Dick’s Piggly Wiggly also delivers, making sure to get the flowers to the funeral home about two hours before families are expected to arrive. This allows time for the funeral directors or delivery staff to set up the arrangements, Ms. Schulte describes. The company doesn’t charge for sympathy deliveries.

family gratitude
The monetary rewards for a thriving sympathy business can be substantial, but so can the intangible benefits, such as a family’s gratitude during a time of need. Both Mr. Strom and Ms. Schulte report receiving verbal and written thanks for their sympathy services.
Mr. Strom says he receives two types of thank-yous: from families expressing gratitude for the stores’ willingness to accept their orders at the last minute and from others offering thanks for the service they received. He shares a typical comment: “Your floral designer took our hand and walked us through and created the most memorable and beautiful flowers, and my mother cried when she saw them.”
Ms. Schulte also receives thank-yous from families, and says, “It gives everyone such a lift to know their work has helped them during this difficult time.”

a floral partnership
Sandy Hering, consultant with Floral Marketing Innovations, offers a solution for supermarkets that would like to enter the sympathy business but don’t have
the space or labor for consultations. She suggests teaming up with a local funeral home for a “mutually beneficial relationship.”

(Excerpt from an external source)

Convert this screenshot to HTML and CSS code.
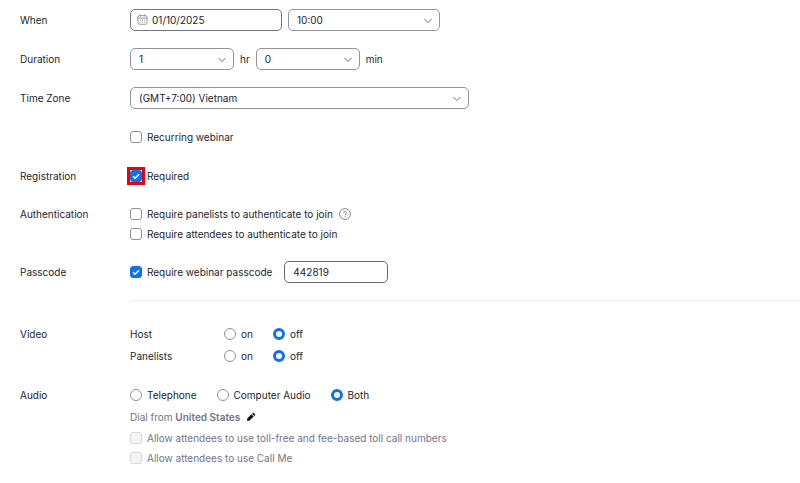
FILE: index.html
```html
<!DOCTYPE html>
<html lang="en">
<head>
<meta charset="utf-8">
<title>Schedule a Webinar</title>
<link rel="stylesheet" href="styles.css">
</head>
<body>
<form class="form">
  <div class="row">
    <label class="name" for="date">When</label>
    <div class="line">
      <span class="field field-date">
        <svg class="calendar" viewBox="0 0 12 12" aria-hidden="true"><rect x="1" y="1.8" width="10" height="9.4" rx="1.6"/><path d="M1 4.5h10M3.7 .4v2.4M8.3 .4v2.4"/><path class="dots" d="M3 6.7h6M3 8.9h6"/></svg>
        <input class="control" id="date" type="text" value="01/10/2025">
      </span>
      <span class="field field-time">
        <select class="control" aria-label="Start time"><option>10:00</option></select>
        <svg class="chevron" viewBox="0 0 8 6" aria-hidden="true"><path d="M.5 1 4 4.5 7.500 1"/></svg>
      </span>
    </div>
  </div>
  <div class="row">
    <label class="name" for="hours">Duration</label>
    <div class="line">
      <span class="field field-short">
        <select class="control" id="hours"><option>1</option></select>
        <svg class="chevron" viewBox="0 0 8 6" aria-hidden="true"><path d="M.5 1 4 4.5 7.500 1"/></svg>
      </span>
      <label for="hours">hr</label>
      <span class="field field-short">
        <select class="control" id="minutes"><option>0</option></select>
        <svg class="chevron" viewBox="0 0 8 6" aria-hidden="true"><path d="M.5 1 4 4.5 7.500 1"/></svg>
      </span>
      <label for="minutes">min</label>
    </div>
  </div>
  <div class="row">
    <label class="name" for="zone">Time Zone</label>
    <div class="line">
      <span class="field field-zone">
        <select class="control" id="zone"><option>(GMT+7:00) Vietnam</option></select>
        <svg class="chevron" viewBox="0 0 8 6" aria-hidden="true"><path d="M.5 1 4 4.5 7.500 1"/></svg>
      </span>
    </div>
  </div>
  <div class="row">
    <span class="name"></span>
    <div class="line"><label class="choice"><input class="box" type="checkbox">Recurring webinar</label></div>
  </div>
  <div class="row">
    <span class="name">Registration</span>
    <div class="line"><label class="choice"><span class="marked"><input class="box" type="checkbox" checked></span>Required</label></div>
  </div>
  <div class="row compact">
    <span class="name">Authentication</span>
    <div class="lines">
      <div class="line">
        <label class="choice"><input class="box" type="checkbox">Require panelists to authenticate to join</label>
        <button class="icon-button" type="button" aria-label="Help">
          <svg class="help" viewBox="0 0 12 12" aria-hidden="true"><circle cx="6" cy="6" r="5.400"/><path d="M4.5 4.800c0-2 3-1.900 3 0C7.500 5.900 6 5.900 6 7.200M6 8.200v1"/></svg>
        </button>
      </div>
      <div class="line"><label class="choice"><input class="box" type="checkbox">Require attendees to authenticate to join</label></div>
    </div>
  </div>
  <div class="row">
    <span class="name">Passcode</span>
    <div class="line passcode">
      <label class="choice"><input class="box" type="checkbox" checked>Require webinar passcode</label>
      <span class="field field-short"><input class="control dark" type="text" value="442819" aria-label="Passcode"></span>
    </div>
  </div>
  <hr class="divider">
  <div class="row">
    <span class="name">Video</span>
    <div class="lines">
      <div class="line options">
        <span class="who">Host</span>
        <label class="choice"><input class="dot" type="radio" name="host">on</label>
        <label class="choice"><input class="dot" type="radio" name="host" checked>off</label>
      </div>
      <div class="line options">
        <span class="who">Panelists</span>
        <label class="choice"><input class="dot" type="radio" name="panelists">on</label>
        <label class="choice"><input class="dot" type="radio" name="panelists" checked>off</label>
      </div>
    </div>
  </div>
  <div class="row">
    <span class="name">Audio</span>
    <div class="lines">
      <div class="line options">
        <label class="choice"><input class="dot" type="radio" name="audio">Telephone</label>
        <label class="choice"><input class="dot" type="radio" name="audio">Computer Audio</label>
        <label class="choice"><input class="dot" type="radio" name="audio" checked>Both</label>
      </div>
      <div class="muted">
        <div class="line">
          <span>Dial from <b>United States</b></span>
          <button class="icon-button" type="button" aria-label="Edit countries">
            <svg class="pencil" viewBox="0 0 10 10" aria-hidden="true"><path d="M1 9l.4-2.700L5.400 2.300l2.300 2.300L3.700 8.600zM6 1.700l.8-.8q.5-.4 1 0L9.100 2.200q.4.500 0 1l-.8.8z"/></svg>
          </button>
        </div>
        <div class="compact">
          <div class="line"><label class="choice"><input class="box" type="checkbox" disabled>Allow attendees to use toll-free and fee-based toll call numbers</label></div>
          <div class="line"><label class="choice"><input class="box" type="checkbox" disabled>Allow attendees to use Call Me</label></div>
        </div>
      </div>
    </div>
  </div>
</form>
</body>
</html>
```
FILE: styles.css
```css
* { box-sizing: border-box; }

body {
  margin: 0;
  background: #fff;
  color: #24252d;
  font: 10px/20px Inter, "Liberation Sans", sans-serif;
}

.form {
  display: flex;
  flex-direction: column;
  gap: 17px;
  padding: 9px 0 16px 20px;
}

.row {
  display: grid;
  grid-template-columns: 110px 1fr;
}

.name { line-height: 22px; }

.line {
  display: flex;
  align-items: center;
  gap: 6px;
  min-height: 22px;
}

.compact .line { min-height: 20px; }
.compact .name { line-height: 20px; }

.options { gap: 20px; }
.passcode { gap: 12px; }
.who { width: 74px; }

.field {
  position: relative;
  display: block;
}

.field-date { width: 152px; }
.field-time { width: 152px; }
.field-short { width: 104px; }
.field-zone { width: 339px; }

.control {
  appearance: none;
  display: block;
  width: 100%;
  height: 22px;
  margin: 0;
  padding: 0 20px 0 8px;
  border: 1px solid #92939d;
  border-radius: 5px;
  background: #fff;
  color: inherit;
  font: inherit;
}

.field-date .control {
  padding-left: 21px;
  border-color: #74757f;
}

.control.dark { border-color: #686974; }

.chevron {
  position: absolute;
  top: 9px;
  right: 8px;
  width: 8px;
  height: 6px;
  fill: none;
  stroke: #6e7079;
  pointer-events: none;
}

.calendar {
  position: absolute;
  top: 5px;
  left: 7px;
  width: 11px;
  height: 11px;
  fill: none;
  stroke: #81838c;
  stroke-width: 0.9;
}

.calendar .dots { stroke-dasharray: 1.2 1.2; }

.choice {
  display: flex;
  align-items: center;
  gap: 5px;
}

.box,
.dot {
  appearance: none;
  display: block;
  width: 12px;
  height: 12px;
  margin: 0;
  border: 1px solid #909199;
  background: #fff;
}

.box { border-radius: 3px; }
.dot { border-radius: 50%; }

.box:checked {
  border-color: #0e72ed;
  background: #0e72ed url("data:image/svg+xml,%3Csvg xmlns='http://www.w3.org/2000/svg' viewBox='0 0 10 10'%3E%3Cpath d='M2 5.200l2 2 4-4' fill='none' stroke='white' stroke-width='1.500'/%3E%3C/svg%3E") center / 10px 10px no-repeat;
}

.marked { outline: 3px solid #e80013; }

.box:disabled {
  border-color: #d5d7da;
  background: #f3f4f5;
}

.dot:checked { border: 3px solid #0e72ed; }

.muted { color: #747487; }

.icon-button {
  display: flex;
  padding: 0;
  border: 0;
  background: none;
}

.help {
  width: 12px;
  height: 12px;
  fill: none;
  stroke: #6e7680;
  stroke-width: 0.9;
}

.pencil {
  width: 10px;
  height: 10px;
  fill: #131619;
}

b { font-weight: 600; }

.divider {
  width: calc(100% - 110px);
  margin: 0 0 5px 110px;
  border: 0;
  border-top: 1px solid #ededf2;
}
```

The supermarket would put together a floral menu, similar to a wedding package, with suggested designs and prices. The funeral director would use the menu to
do the floral consultation in the funeral home and take the orders.
The menu still could allow for personalization of flowers, Ms. Hering says, while making sympathy work simpler for supermarket florists. Funeral homes would
benefit, she says, because, increasingly, they are trying to put complete packages together for their clients. “This fits in with their idea of becoming full
service and taking care of every need the family has,” she says.